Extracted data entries
□ □ □ □ □ □ □

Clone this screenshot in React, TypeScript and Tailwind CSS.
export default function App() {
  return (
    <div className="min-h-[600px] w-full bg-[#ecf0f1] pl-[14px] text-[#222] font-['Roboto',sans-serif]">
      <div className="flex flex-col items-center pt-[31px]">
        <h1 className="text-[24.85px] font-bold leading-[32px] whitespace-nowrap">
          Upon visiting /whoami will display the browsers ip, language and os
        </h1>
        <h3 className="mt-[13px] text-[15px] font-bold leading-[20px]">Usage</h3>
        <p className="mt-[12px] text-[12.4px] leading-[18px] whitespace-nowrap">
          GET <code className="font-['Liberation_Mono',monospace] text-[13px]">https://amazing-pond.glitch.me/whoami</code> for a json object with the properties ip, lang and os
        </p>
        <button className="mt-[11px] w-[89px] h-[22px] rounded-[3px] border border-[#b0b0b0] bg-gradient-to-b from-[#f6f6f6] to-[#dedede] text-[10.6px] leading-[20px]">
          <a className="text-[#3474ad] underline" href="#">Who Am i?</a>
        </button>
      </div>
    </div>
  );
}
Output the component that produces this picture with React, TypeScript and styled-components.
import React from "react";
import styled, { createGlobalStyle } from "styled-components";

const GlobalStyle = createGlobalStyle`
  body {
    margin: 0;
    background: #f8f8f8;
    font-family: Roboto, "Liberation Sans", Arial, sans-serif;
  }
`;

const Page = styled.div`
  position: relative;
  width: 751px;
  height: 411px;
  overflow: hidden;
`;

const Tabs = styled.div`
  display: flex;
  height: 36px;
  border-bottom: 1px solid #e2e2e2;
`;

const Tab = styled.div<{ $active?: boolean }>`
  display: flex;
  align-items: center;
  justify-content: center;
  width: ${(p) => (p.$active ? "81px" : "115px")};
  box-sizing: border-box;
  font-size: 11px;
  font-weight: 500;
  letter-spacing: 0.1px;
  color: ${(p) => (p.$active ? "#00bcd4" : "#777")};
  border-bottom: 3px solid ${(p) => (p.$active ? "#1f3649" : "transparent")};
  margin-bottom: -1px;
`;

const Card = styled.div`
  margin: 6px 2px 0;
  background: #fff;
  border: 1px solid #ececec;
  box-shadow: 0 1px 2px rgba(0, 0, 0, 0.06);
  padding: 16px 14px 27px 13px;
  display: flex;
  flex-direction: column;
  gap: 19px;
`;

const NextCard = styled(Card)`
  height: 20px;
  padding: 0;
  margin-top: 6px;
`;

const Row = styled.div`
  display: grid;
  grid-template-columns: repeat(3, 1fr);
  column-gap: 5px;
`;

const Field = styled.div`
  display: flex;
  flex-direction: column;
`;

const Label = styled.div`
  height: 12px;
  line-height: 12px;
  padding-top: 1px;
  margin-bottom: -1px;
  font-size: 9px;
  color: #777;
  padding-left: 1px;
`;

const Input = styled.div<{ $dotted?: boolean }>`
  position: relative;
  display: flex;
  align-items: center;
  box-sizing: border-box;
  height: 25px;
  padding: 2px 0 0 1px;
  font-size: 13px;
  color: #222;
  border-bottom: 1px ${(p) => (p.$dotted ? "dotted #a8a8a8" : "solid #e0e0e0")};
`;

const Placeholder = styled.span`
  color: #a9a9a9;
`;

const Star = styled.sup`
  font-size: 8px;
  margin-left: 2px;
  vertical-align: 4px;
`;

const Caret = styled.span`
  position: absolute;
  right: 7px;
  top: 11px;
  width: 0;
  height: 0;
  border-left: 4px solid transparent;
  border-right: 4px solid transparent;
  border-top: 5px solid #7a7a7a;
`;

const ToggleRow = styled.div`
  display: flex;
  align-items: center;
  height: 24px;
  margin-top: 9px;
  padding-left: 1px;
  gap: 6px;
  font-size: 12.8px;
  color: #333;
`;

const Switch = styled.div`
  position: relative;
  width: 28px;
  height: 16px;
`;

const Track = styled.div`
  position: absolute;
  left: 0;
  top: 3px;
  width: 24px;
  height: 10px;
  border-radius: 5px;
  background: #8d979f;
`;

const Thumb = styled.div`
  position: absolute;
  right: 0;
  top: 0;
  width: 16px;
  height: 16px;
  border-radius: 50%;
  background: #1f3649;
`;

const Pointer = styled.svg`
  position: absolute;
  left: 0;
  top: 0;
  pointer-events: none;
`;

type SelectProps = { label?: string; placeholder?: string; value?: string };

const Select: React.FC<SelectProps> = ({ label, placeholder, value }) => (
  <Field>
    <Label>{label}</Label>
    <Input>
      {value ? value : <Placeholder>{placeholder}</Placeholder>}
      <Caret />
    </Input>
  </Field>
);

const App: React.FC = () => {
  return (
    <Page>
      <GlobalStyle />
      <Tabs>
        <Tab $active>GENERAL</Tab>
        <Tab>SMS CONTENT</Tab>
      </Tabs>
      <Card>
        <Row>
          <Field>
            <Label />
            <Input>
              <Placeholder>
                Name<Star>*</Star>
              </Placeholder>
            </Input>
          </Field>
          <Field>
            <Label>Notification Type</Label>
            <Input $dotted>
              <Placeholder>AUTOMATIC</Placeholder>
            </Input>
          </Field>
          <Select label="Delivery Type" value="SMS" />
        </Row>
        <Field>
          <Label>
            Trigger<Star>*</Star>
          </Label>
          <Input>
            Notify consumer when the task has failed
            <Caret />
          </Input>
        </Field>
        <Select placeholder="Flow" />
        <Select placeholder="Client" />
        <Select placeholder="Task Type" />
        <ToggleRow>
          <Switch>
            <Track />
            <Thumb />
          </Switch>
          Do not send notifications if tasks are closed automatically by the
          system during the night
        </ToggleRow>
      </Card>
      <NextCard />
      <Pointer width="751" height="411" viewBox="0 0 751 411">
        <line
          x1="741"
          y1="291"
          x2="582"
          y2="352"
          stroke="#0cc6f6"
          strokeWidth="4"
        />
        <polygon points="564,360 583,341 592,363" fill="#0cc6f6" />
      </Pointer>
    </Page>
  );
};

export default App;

□ □ □ □ □ □ □

From the entries above, extract each line containing "TypeScript".

- _COMPLETE OUTPUT_:
Clone this screenshot in React, TypeScript and Tailwind CSS.
Output the component that produces this picture with React, TypeScript and styled-components.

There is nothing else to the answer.